§ TASK STATEMENT: The listing below must be repeated word for word, with its images excluded.

§ PROVIDED DATA:
------------
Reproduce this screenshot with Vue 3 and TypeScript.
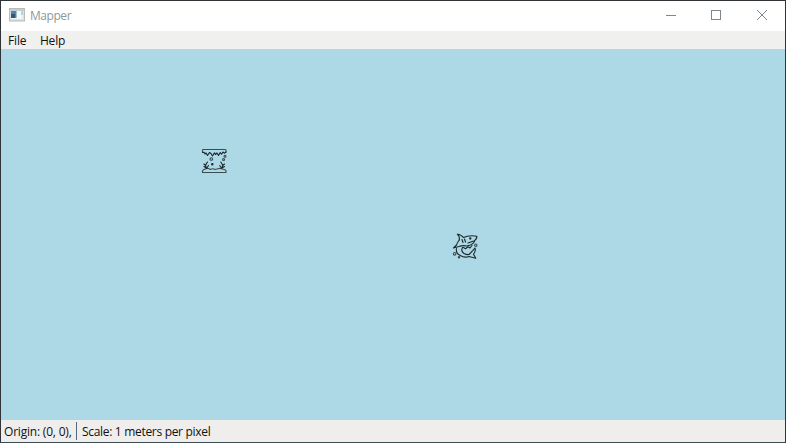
<script setup lang="ts">
import { ref } from 'vue'

interface Marker {
  kind: 'cave' | 'shark'
  x: number
  y: number
}

const menus: string[] = ['File', 'Help']
const origin = ref<[number, number]>([0, 0])
const scale = ref<number>(1)
const markers: Marker[] = [
  { kind: 'cave', x: 200, y: 99 },
  { kind: 'shark', x: 451, y: 184 },
]
</script>

<template>
  <div class="window">
    <header class="titlebar">
      <svg class="app-icon" width="16" height="14" viewBox="0 0 16 14">
        <rect x="0.5" y="0.5" width="15" height="12.5" fill="#dce1e0" stroke="#b4bcbd" />
        <rect x="1" y="1" width="14" height="2" fill="#c5cfd0" />
        <rect x="2" y="3" width="10" height="8" fill="#f5f8f8" />
        <rect x="2" y="3" width="5" height="7" fill="#5684a2" />
        <rect x="2" y="6" width="4" height="4" fill="#31597d" />
        <rect x="7" y="3" width="1" height="7" fill="#9dc2cf" />
        <rect x="12" y="3" width="2" height="4" fill="#b8d4d8" />
        <rect x="12" y="7" width="2" height="4" fill="#edf0ec" />
      </svg>
      <span class="title">Mapper</span>
      <div class="controls">
        <button aria-label="Minimize">
          <svg width="10" height="10" viewBox="0 0 10 10"><path d="M0 5.5H10" /></svg>
        </button>
        <button aria-label="Maximize">
          <svg width="10" height="10" viewBox="0 0 10 10"><rect x=".5" y=".5" width="9" height="9" /></svg>
        </button>
        <button aria-label="Close">
          <svg width="10" height="10" viewBox="0 0 10 10"><path d="M0 0L10 10M10 0L0 10" /></svg>
        </button>
      </div>
    </header>

    <nav class="menubar">
      <span v-for="m in menus" :key="m">{{ m }}</span>
    </nav>

    <main class="map">
      <svg
        v-for="m in markers"
        :key="m.kind"
        class="marker"
        :style="{ left: m.x + 'px', top: m.y + 'px' }"
        width="26"
        height="26"
        viewBox="0 0 26 26"
      >
        <g v-if="m.kind === 'cave'">
          <path d="M1.5 4V2Q1.5 1.5 2.2 1.5H24Q25 1.5 25 2.2V4" class="soft" />
          <path d="M1.5 4.5L3 4.2L4 6L5 5L6.5 7.5L8.5 4.5L10 5.5L11.5 8L13.5 4.8L14.5 6.5L16 5L17.5 7.5L19.2 4.5L20.5 6.2L22 4L23.3 5.2L25 4" />
          <circle cx="10.3" cy="11" r="1.3" class="soft" />
          <circle cx="24" cy="8.2" r="1" class="soft" />
          <circle cx="22.6" cy="11.5" r="1" class="soft" />
          <circle cx="11.3" cy="16.3" r=".7" />
          <path d="M1.5 24.5V23Q2 21.8 4 21Q5.8 20 7.5 20.5L9.5 21.5Q12 20 14 21.5L17 20.8Q19 19.8 21.5 21Q25 21.6 25 23V24.5Z" class="soft" />
          <path d="M5.5 20.5L4.5 17.5L5.5 15.5L6.5 14M4.5 17.5L3 16M5.8 20L7.5 17.5M4.5 19.5L3 18.5M20.8 20.5L21.8 17.5L20.8 15.5L19.8 14M21.8 17.5L23.5 16M20.5 20L18.8 17.5M21.8 19.5L23.5 18.5" />
        </g>
        <g v-else>
          <path d="M7.3 7Q8 3.5 5.3 1.2Q9 1.2 11.3 4.5Q17 2 24.8 3.2Q25.2 6 22.5 7.8L16 10" />
          <path d="M7.3 7Q5.2 9.5 4.5 12L1.5 15L7 13.5Q11 12 14.5 13Q20 12.5 22.5 8.5" />
          <path d="M10 6.5L11 9.5M12.5 6L13.5 9" />
          <circle class="eye" cx="18.3" cy="5.5" r=".6" />
          <path d="M4.5 15.5Q3.5 20.5 8.3 22.5Q12.5 25.2 17 23.5L23.8 25.2L21.5 21.2Q24 18.5 23 15L20.5 17.8L17 21.5" />
          <path d="M10.5 14.5Q8.5 18 12 20.5Q15 22 17 21.5M11.5 14.5L13.5 15.8L16 13.8L18 15L20 12.5" />
          <circle cx="23.8" cy="12.2" r="1.2" class="soft" />
          <circle cx="2.6" cy="20.8" r="1.3" class="soft" />
          <circle cx="7" cy="24.3" r=".7" class="soft" />
        </g>
      </svg>
    </main>

    <footer class="statusbar">
      <span class="origin">Origin: ({{ origin[0] }}, {{ origin[1] }}),</span>
      <span class="divider"></span>
      <span class="scale">Scale: {{ scale }} meters per pixel</span>
    </footer>
  </div>
</template>

<style>
body {
  margin: 0;
}
</style>

<style scoped>
.window {
  box-sizing: border-box;
  width: 786px;
  height: 443px;
  display: flex;
  flex-direction: column;
  border: 1px solid #303438;
  border-bottom-color: #3c4c50;
  background: #fff;
  font-family: 'Segoe UI', 'Open Sans', 'Noto Sans', sans-serif;
  font-size: 12px;
  color: #111;
  overflow: hidden;
  white-space: nowrap;
}
.titlebar {
  height: 30px;
  flex: none;
  display: flex;
  align-items: center;
  padding-left: 8px;
}
.app-icon {
  margin: -2px 5px 0 0;
}
.title {
  margin-top: -1px;
  color: #929899;
  letter-spacing: -0.45px;
}
.controls {
  margin-left: auto;
  display: flex;
  height: 100%;
}
button {
  width: 46px;
  padding: 0;
  border: 0;
  background: none;
  display: flex;
  align-items: center;
  justify-content: center;
}
button:first-child {
  width: 44px;
}
button svg {
  display: block;
  flex: none;
  margin-top: -2px;
  fill: none;
  stroke: #7f8788;
  stroke-width: 1;
}
.menubar {
  height: 18px;
  flex: none;
  display: flex;
  gap: 13.5px;
  padding-left: 7px;
  line-height: 20px;
  background: #f0f0ee;
  letter-spacing: -0.15px;
}
.map {
  position: relative;
  flex: 1;
  background: #add8e5;
}
.marker {
  position: absolute;
  fill: none;
  stroke: #1b272b;
  stroke-width: 1.1;
  stroke-linejoin: round;
  stroke-linecap: round;
}
.soft {
  stroke: #3b4d54;
}
.eye {
  fill: #1b272b;
}
.statusbar {
  height: 22px;
  flex: none;
  display: flex;
  padding-left: 3px;
  line-height: 24px;
  background: #efeeec;
}
.origin {
  width: 72px;
  letter-spacing: -0.2px;
}
.divider {
  width: 1px;
  height: 18px;
  margin: 2px 5px 0 0;
  background: #53687a;
}
.scale {
  letter-spacing: -0.31px;
}
</style>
------------
§ RESULT FOR THIS TASK:
Reproduce this screenshot with Vue 3 and TypeScript.
<script setup lang="ts">
import { ref } from 'vue'

interface Marker {
  kind: 'cave' | 'shark'
  x: number
  y: number
}

const menus: string[] = ['File', 'Help']
const origin = ref<[number, number]>([0, 0])
const scale = ref<number>(1)
const markers: Marker[] = [
  { kind: 'cave', x: 200, y: 99 },
  { kind: 'shark', x: 451, y: 184 },
]
</script>

<template>
  <div class="window">
    <header class="titlebar">
      <svg class="app-icon" width="16" height="14" viewBox="0 0 16 14">
        <rect x="0.5" y="0.5" width="15" height="12.5" fill="#dce1e0" stroke="#b4bcbd" />
        <rect x="1" y="1" width="14" height="2" fill="#c5cfd0" />
        <rect x="2" y="3" width="10" height="8" fill="#f5f8f8" />
        <rect x="2" y="3" width="5" height="7" fill="#5684a2" />
        <rect x="2" y="6" width="4" height="4" fill="#31597d" />
        <rect x="7" y="3" width="1" height="7" fill="#9dc2cf" />
        <rect x="12" y="3" width="2" height="4" fill="#b8d4d8" />
        <rect x="12" y="7" width="2" height="4" fill="#edf0ec" />
      </svg>
      <span class="title">Mapper</span>
      <div class="controls">
        <button aria-label="Minimize">
          <svg width="10" height="10" viewBox="0 0 10 10"><path d="M0 5.5H10" /></svg>
        </button>
        <button aria-label="Maximize">
          <svg width="10" height="10" viewBox="0 0 10 10"><rect x=".5" y=".5" width="9" height="9" /></svg>
        </button>
        <button aria-label="Close">
          <svg width="10" height="10" viewBox="0 0 10 10"><path d="M0 0L10 10M10 0L0 10" /></svg>
        </button>
      </div>
    </header>

    <nav class="menubar">
      <span v-for="m in menus" :key="m">{{ m }}</span>
    </nav>

    <main class="map">
      <svg
        v-for="m in markers"
        :key="m.kind"
        class="marker"
        :style="{ left: m.x + 'px', top: m.y + 'px' }"
        width="26"
        height="26"
        viewBox="0 0 26 26"
      >
        <g v-if="m.kind === 'cave'">
          <path d="M1.5 4V2Q1.5 1.5 2.2 1.5H24Q25 1.5 25 2.2V4" class="soft" />
          <path d="M1.5 4.5L3 4.2L4 6L5 5L6.5 7.5L8.5 4.5L10 5.5L11.5 8L13.5 4.8L14.5 6.5L16 5L17.5 7.5L19.2 4.5L20.5 6.2L22 4L23.3 5.2L25 4" />
          <circle cx="10.3" cy="11" r="1.3" class="soft" />
          <circle cx="24" cy="8.2" r="1" class="soft" />
          <circle cx="22.6" cy="11.5" r="1" class="soft" />
          <circle cx="11.3" cy="16.3" r=".7" />
          <path d="M1.5 24.5V23Q2 21.8 4 21Q5.8 20 7.5 20.5L9.5 21.5Q12 20 14 21.5L17 20.8Q19 19.8 21.5 21Q25 21.6 25 23V24.5Z" class="soft" />
          <path d="M5.5 20.5L4.5 17.5L5.5 15.5L6.5 14M4.5 17.5L3 16M5.8 20L7.5 17.5M4.5 19.5L3 18.5M20.8 20.5L21.8 17.5L20.8 15.5L19.8 14M21.8 17.5L23.5 16M20.5 20L18.8 17.5M21.8 19.5L23.5 18.5" />
        </g>
        <g v-else>
          <path d="M7.3 7Q8 3.5 5.3 1.2Q9 1.2 11.3 4.5Q17 2 24.8 3.2Q25.2 6 22.5 7.8L16 10" />
          <path d="M7.3 7Q5.2 9.5 4.5 12L1.5 15L7 13.5Q11 12 14.5 13Q20 12.5 22.5 8.5" />
          <path d="M10 6.5L11 9.5M12.5 6L13.5 9" />
          <circle class="eye" cx="18.3" cy="5.5" r=".6" />
          <path d="M4.5 15.5Q3.5 20.5 8.3 22.5Q12.5 25.2 17 23.5L23.8 25.2L21.5 21.2Q24 18.5 23 15L20.5 17.8L17 21.5" />
          <path d="M10.5 14.5Q8.5 18 12 20.5Q15 22 17 21.5M11.5 14.5L13.5 15.8L16 13.8L18 15L20 12.5" />
          <circle cx="23.8" cy="12.2" r="1.2" class="soft" />
          <circle cx="2.6" cy="20.8" r="1.3" class="soft" />
          <circle cx="7" cy="24.3" r=".7" class="soft" />
        </g>
      </svg>
    </main>

    <footer class="statusbar">
      <span class="origin">Origin: ({{ origin[0] }}, {{ origin[1] }}),</span>
      <span class="divider"></span>
      <span class="scale">Scale: {{ scale }} meters per pixel</span>
    </footer>
  </div>
</template>

<style>
body {
  margin: 0;
}
</style>

<style scoped>
.window {
  box-sizing: border-box;
  width: 786px;
  height: 443px;
  display: flex;
  flex-direction: column;
  border: 1px solid #303438;
  border-bottom-color: #3c4c50;
  background: #fff;
  font-family: 'Segoe UI', 'Open Sans', 'Noto Sans', sans-serif;
  font-size: 12px;
  color: #111;
  overflow: hidden;
  white-space: nowrap;
}
.titlebar {
  height: 30px;
  flex: none;
  display: flex;
  align-items: center;
  padding-left: 8px;
}
.app-icon {
  margin: -2px 5px 0 0;
}
.title {
  margin-top: -1px;
  color: #929899;
  letter-spacing: -0.45px;
}
.controls {
  margin-left: auto;
  display: flex;
  height: 100%;
}
button {
  width: 46px;
  padding: 0;
  border: 0;
  background: none;
  display: flex;
  align-items: center;
  justify-content: center;
}
button:first-child {
  width: 44px;
}
button svg {
  display: block;
  flex: none;
  margin-top: -2px;
  fill: none;
  stroke: #7f8788;
  stroke-width: 1;
}
.menubar {
  height: 18px;
  flex: none;
  display: flex;
  gap: 13.5px;
  padding-left: 7px;
  line-height: 20px;
  background: #f0f0ee;
  letter-spacing: -0.15px;
}
.map {
  position: relative;
  flex: 1;
  background: #add8e5;
}
.marker {
  position: absolute;
  fill: none;
  stroke: #1b272b;
  stroke-width: 1.1;
  stroke-linejoin: round;
  stroke-linecap: round;
}
.soft {
  stroke: #3b4d54;
}
.eye {
  fill: #1b272b;
}
.statusbar {
  height: 22px;
  flex: none;
  display: flex;
  padding-left: 3px;
  line-height: 24px;
  background: #efeeec;
}
.origin {
  width: 72px;
  letter-spacing: -0.2px;
}
.divider {
  width: 1px;
  height: 18px;
  margin: 2px 5px 0 0;
  background: #53687a;
}
.scale {
  letter-spacing: -0.31px;
}
</style>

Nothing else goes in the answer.